Some records:
□ □ □ □ □
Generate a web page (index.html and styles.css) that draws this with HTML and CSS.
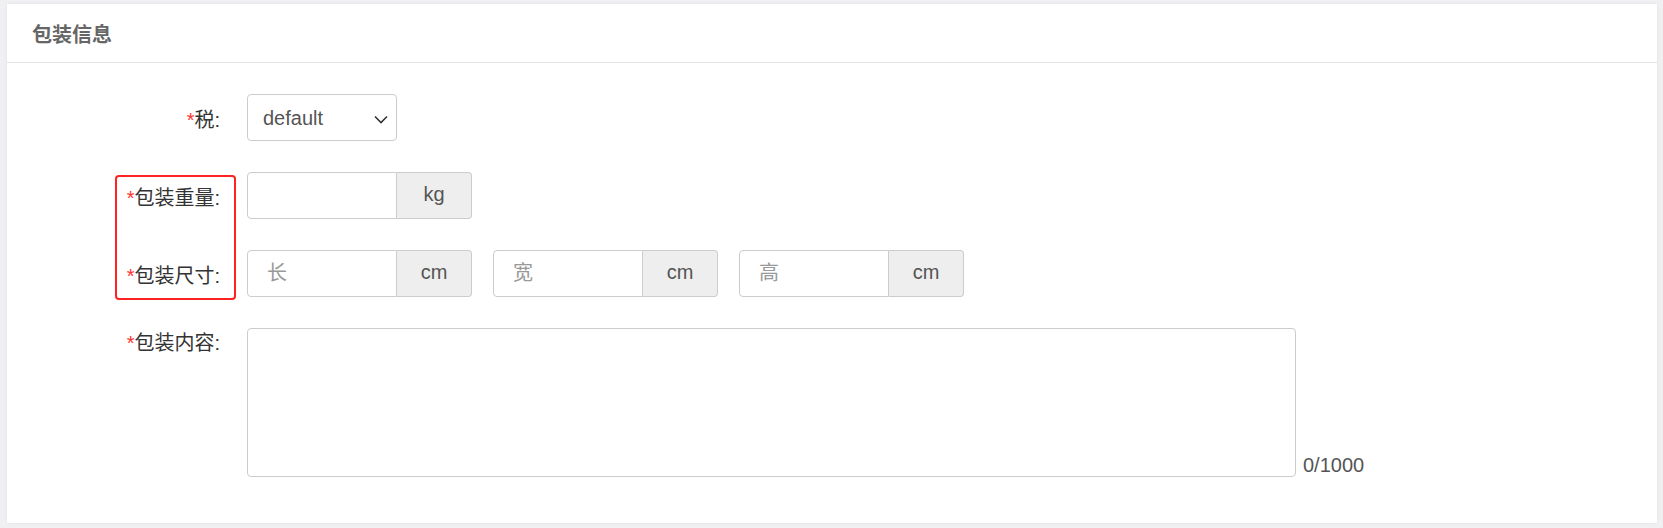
FILE: index.html
```
<!DOCTYPE html>
<html lang="zh">
<head>
    <meta charset="utf-8">
    <meta name="viewport" content="width=device-width, initial-scale=1.0">
    <title>包装信息</title>
    <link rel="stylesheet" href="styles.css">
</head>
<body>
    <div class="panel">
        <div class="panel-head">包装信息</div>
        <div class="panel-body">
            <div class="row">
                <label class="label"><span class="req">*</span>税:</label>
                <div class="select-wrap">
                    <select class="select">
                        <option>default</option>
                    </select>
                    <svg class="chevron" width="14" height="9" viewBox="0 0 14 9"><path d="M1 1.5l6 6 6-6" fill="none" stroke="#333" stroke-width="1.6"/></svg>
                </div>
            </div>

            <div class="marked">
                <span class="mark-box"></span>
                <div class="row">
                    <label class="label"><span class="req">*</span>包装重量:</label>
                    <div class="input-group">
                        <input class="input" type="text">
                        <span class="addon">kg</span>
                    </div>
                </div>
                <div class="row">
                    <label class="label"><span class="req">*</span>包装尺寸:</label>
                    <div class="input-group">
                        <input class="input" type="text" placeholder="长">
                        <span class="addon">cm</span>
                    </div>
                    <div class="input-group">
                        <input class="input" type="text" placeholder="宽">
                        <span class="addon">cm</span>
                    </div>
                    <div class="input-group">
                        <input class="input" type="text" placeholder="高">
                        <span class="addon">cm</span>
                    </div>
                </div>
            </div>

            <div class="row row-top">
                <label class="label label-top"><span class="req">*</span>包装内容:</label>
                <textarea class="textarea"></textarea>
                <span class="counter">0/1000</span>
            </div>
        </div>
    </div>
</body>
</html>
```

FILE: styles.css
```
body {
    margin: 0;
    padding: 4px 6px 5px 7px;
    background: #f0f0f2;
    font-family: "Liberation Sans", "Noto Sans CJK SC", sans-serif;
    font-size: 20px;
    color: #333;
}
.panel {
    background: #fff;
    height: 519px;
    box-shadow: 0 0 3px rgba(0, 0, 0, 0.08);
}
.panel-head {
    height: 58px;
    line-height: 62px;
    padding-left: 25px;
    border-bottom: 1px solid #e5e5e5;
    font-weight: bold;
    color: #666;
}
.panel-body {
    padding-top: 31px;
}
.row {
    display: flex;
    align-items: center;
    margin-bottom: 31px;
}
.row-top {
    align-items: flex-end;
}
.label {
    width: 213px;
    margin-right: 27px;
    text-align: right;
    line-height: 47px;
    height: 47px;
    padding-top: 3px;
    box-sizing: border-box;
    flex-shrink: 0;
}
.label-top {
    align-self: flex-start;
    line-height: 27px;
    padding-top: 2px;
}
.req {
    color: #f33;
}
.select-wrap {
    position: relative;
    width: 150px;
}
.select {
    appearance: none;
    width: 150px;
    height: 47px;
    padding: 0 0 0 15px;
    border: 1px solid #ccc;
    border-radius: 4px;
    background: #fff;
    font-family: inherit;
    font-size: 20px;
    color: #555;
}
.chevron {
    position: absolute;
    right: 9px;
    top: 21px;
    pointer-events: none;
}
.marked {
    position: relative;
}
.mark-box {
    position: absolute;
    left: 108px;
    top: 3px;
    width: 117px;
    height: 121px;
    border: 2px solid #f22;
    border-radius: 4px;
}
.input-group {
    display: flex;
    margin-right: 21px;
}
.input {
    width: 150px;
    height: 47px;
    box-sizing: border-box;
    padding: 0 19px;
    border: 1px solid #ccc;
    border-radius: 4px 0 0 4px;
    font-family: inherit;
    font-size: 20px;
    color: #555;
}
.input::placeholder {
    color: #999;
}
.addon {
    width: 75px;
    height: 47px;
    box-sizing: border-box;
    line-height: 43px;
    text-align: center;
    border: 1px solid #ccc;
    border-left: 0;
    border-radius: 0 4px 4px 0;
    background: #eee;
    color: #555;
}
.textarea {
    width: 1049px;
    height: 149px;
    box-sizing: border-box;
    border: 1px solid #ccc;
    border-radius: 4px;
    resize: none;
    font-family: inherit;
    font-size: 20px;
}
.counter {
    margin-left: 7px;
    line-height: 20px;
    padding-bottom: 2px;
    color: #555;
}
```
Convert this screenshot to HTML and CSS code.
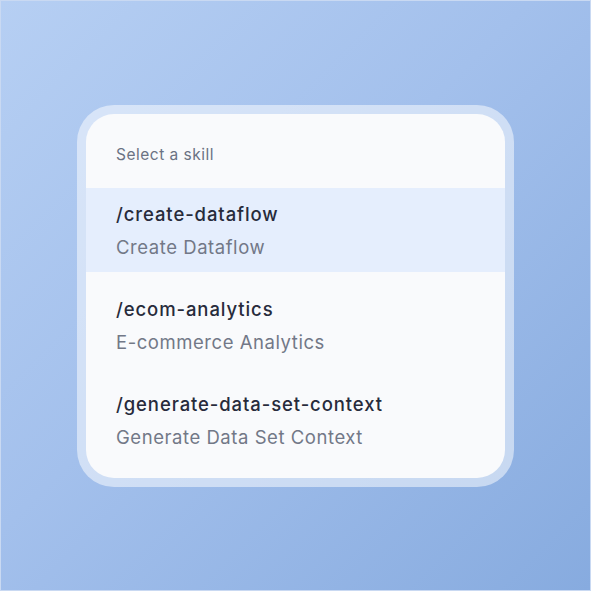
FILE: index.html
```html
<!DOCTYPE html>
<html>
<head>
<meta charset="utf-8">
<link rel="stylesheet" href="styles.css">
</head>
<body>
<div class="stage">
  <div class="frame">
    <div class="card">
      <div class="header">Select a skill</div>
      <div class="list">
        <div class="item selected">
          <div class="cmd">/create-dataflow</div>
          <div class="desc">Create Dataflow</div>
        </div>
        <div class="item">
          <div class="cmd">/ecom-analytics</div>
          <div class="desc">E-commerce Analytics</div>
        </div>
        <div class="item">
          <div class="cmd">/generate-data-set-context</div>
          <div class="desc">Generate Data Set Context</div>
        </div>
      </div>
    </div>
  </div>
</div>
</body>
</html>
```
FILE: styles.css
```css
* { box-sizing: border-box; }
html, body { margin: 0; padding: 0; }
body { width: 591px; height: 591px; font-family: Inter, "Noto Sans", sans-serif; }
.stage {
  width: 591px; height: 591px;
  border: 1px solid #c9d9f2;
  background: linear-gradient(135deg, #b6cff3 0%, #a3c0ec 45%, #87abdf 100%);
  display: flex; align-items: center; justify-content: center;
}
.frame {
  width: 437px;
  padding: 9px;
  border-radius: 37px;
  background: rgba(255,255,255,0.5);
}
.card {
  background: #f9fafc;
  border-radius: 28px;
  padding-bottom: 16px;
  overflow: hidden;
}
.header {
  height: 74px;
  padding: 30px 30px 0;
  font-size: 15.5px;
  color: #6b7283;
  line-height: 22px;
  letter-spacing: 0.5px;
}
.list { display: flex; flex-direction: column; gap: 11px; }
.item {
  height: 84px;
  padding: 14px 30px 0;
}
.item.selected { background: #e5eefd; }
.cmd { font-size: 18.5px; line-height: 24px; color: #272b3b; font-weight: 450; letter-spacing: 0.9px; }
.desc { font-size: 18.5px; line-height: 24px; margin-top: 9px; color: #727887; letter-spacing: 0.55px; }
```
□ □ □ □ □
Directive:
Write out the material above once more, exactly as it reads, with no pictures.

Final result:
Generate a web page (index.html and styles.css) that draws this with HTML and CSS.
FILE: index.html
```
<!DOCTYPE html>
<html lang="zh">
<head>
    <meta charset="utf-8">
    <meta name="viewport" content="width=device-width, initial-scale=1.0">
    <title>包装信息</title>
    <link rel="stylesheet" href="styles.css">
</head>
<body>
    <div class="panel">
        <div class="panel-head">包装信息</div>
        <div class="panel-body">
            <div class="row">
                <label class="label"><span class="req">*</span>税:</label>
                <div class="select-wrap">
                    <select class="select">
                        <option>default</option>
                    </select>
                    <svg class="chevron" width="14" height="9" viewBox="0 0 14 9"><path d="M1 1.5l6 6 6-6" fill="none" stroke="#333" stroke-width="1.6"/></svg>
                </div>
            </div>

            <div class="marked">
                <span class="mark-box"></span>
                <div class="row">
                    <label class="label"><span class="req">*</span>包装重量:</label>
                    <div class="input-group">
                        <input class="input" type="text">
                        <span class="addon">kg</span>
                    </div>
                </div>
                <div class="row">
                    <label class="label"><span class="req">*</span>包装尺寸:</label>
                    <div class="input-group">
                        <input class="input" type="text" placeholder="长">
                        <span class="addon">cm</span>
                    </div>
                    <div class="input-group">
                        <input class="input" type="text" placeholder="宽">
                        <span class="addon">cm</span>
                    </div>
                    <div class="input-group">
                        <input class="input" type="text" placeholder="高">
                        <span class="addon">cm</span>
                    </div>
                </div>
            </div>

            <div class="row row-top">
                <label class="label label-top"><span class="req">*</span>包装内容:</label>
                <textarea class="textarea"></textarea>
                <span class="counter">0/1000</span>
            </div>
        </div>
    </div>
</body>
</html>
```

FILE: styles.css
```
body {
    margin: 0;
    padding: 4px 6px 5px 7px;
    background: #f0f0f2;
    font-family: "Liberation Sans", "Noto Sans CJK SC", sans-serif;
    font-size: 20px;
    color: #333;
}
.panel {
    background: #fff;
    height: 519px;
    box-shadow: 0 0 3px rgba(0, 0, 0, 0.08);
}
.panel-head {
    height: 58px;
    line-height: 62px;
    padding-left: 25px;
    border-bottom: 1px solid #e5e5e5;
    font-weight: bold;
    color: #666;
}
.panel-body {
    padding-top: 31px;
}
.row {
    display: flex;
    align-items: center;
    margin-bottom: 31px;
}
.row-top {
    align-items: flex-end;
}
.label {
    width: 213px;
    margin-right: 27px;
    text-align: right;
    line-height: 47px;
    height: 47px;
    padding-top: 3px;
    box-sizing: border-box;
    flex-shrink: 0;
}
.label-top {
    align-self: flex-start;
    line-height: 27px;
    padding-top: 2px;
}
.req {
    color: #f33;
}
.select-wrap {
    position: relative;
    width: 150px;
}
.select {
    appearance: none;
    width: 150px;
    height: 47px;
    padding: 0 0 0 15px;
    border: 1px solid #ccc;
    border-radius: 4px;
    background: #fff;
    font-family: inherit;
    font-size: 20px;
    color: #555;
}
.chevron {
    position: absolute;
    right: 9px;
    top: 21px;
    pointer-events: none;
}
.marked {
    position: relative;
}
.mark-box {
    position: absolute;
    left: 108px;
    top: 3px;
    width: 117px;
    height: 121px;
    border: 2px solid #f22;
    border-radius: 4px;
}
.input-group {
    display: flex;
    margin-right: 21px;
}
.input {
    width: 150px;
    height: 47px;
    box-sizing: border-box;
    padding: 0 19px;
    border: 1px solid #ccc;
    border-radius: 4px 0 0 4px;
    font-family: inherit;
    font-size: 20px;
    color: #555;
}
.input::placeholder {
    color: #999;
}
.addon {
    width: 75px;
    height: 47px;
    box-sizing: border-box;
    line-height: 43px;
    text-align: center;
    border: 1px solid #ccc;
    border-left: 0;
    border-radius: 0 4px 4px 0;
    background: #eee;
    color: #555;
}
.textarea {
    width: 1049px;
    height: 149px;
    box-sizing: border-box;
    border: 1px solid #ccc;
    border-radius: 4px;
    resize: none;
    font-family: inherit;
    font-size: 20px;
}
.counter {
    margin-left: 7px;
    line-height: 20px;
    padding-bottom: 2px;
    color: #555;
}
```
Convert this screenshot to HTML and CSS code.
FILE: index.html
```html
<!DOCTYPE html>
<html>
<head>
<meta charset="utf-8">
<link rel="stylesheet" href="styles.css">
</head>
<body>
<div class="stage">
  <div class="frame">
    <div class="card">
      <div class="header">Select a skill</div>
      <div class="list">
        <div class="item selected">
          <div class="cmd">/create-dataflow</div>
          <div class="desc">Create Dataflow</div>
        </div>
        <div class="item">
          <div class="cmd">/ecom-analytics</div>
          <div class="desc">E-commerce Analytics</div>
        </div>
        <div class="item">
          <div class="cmd">/generate-data-set-context</div>
          <div class="desc">Generate Data Set Context</div>
        </div>
      </div>
    </div>
  </div>
</div>
</body>
</html>
```
FILE: styles.css
```css
* { box-sizing: border-box; }
html, body { margin: 0; padding: 0; }
body { width: 591px; height: 591px; font-family: Inter, "Noto Sans", sans-serif; }
.stage {
  width: 591px; height: 591px;
  border: 1px solid #c9d9f2;
  background: linear-gradient(135deg, #b6cff3 0%, #a3c0ec 45%, #87abdf 100%);
  display: flex; align-items: center; justify-content: center;
}
.frame {
  width: 437px;
  padding: 9px;
  border-radius: 37px;
  background: rgba(255,255,255,0.5);
}
.card {
  background: #f9fafc;
  border-radius: 28px;
  padding-bottom: 16px;
  overflow: hidden;
}
.header {
  height: 74px;
  padding: 30px 30px 0;
  font-size: 15.5px;
  color: #6b7283;
  line-height: 22px;
  letter-spacing: 0.5px;
}
.list { display: flex; flex-direction: column; gap: 11px; }
.item {
  height: 84px;
  padding: 14px 30px 0;
}
.item.selected { background: #e5eefd; }
.cmd { font-size: 18.5px; line-height: 24px; color: #272b3b; font-weight: 450; letter-spacing: 0.9px; }
.desc { font-size: 18.5px; line-height: 24px; margin-top: 9px; color: #727887; letter-spacing: 0.55px; }
```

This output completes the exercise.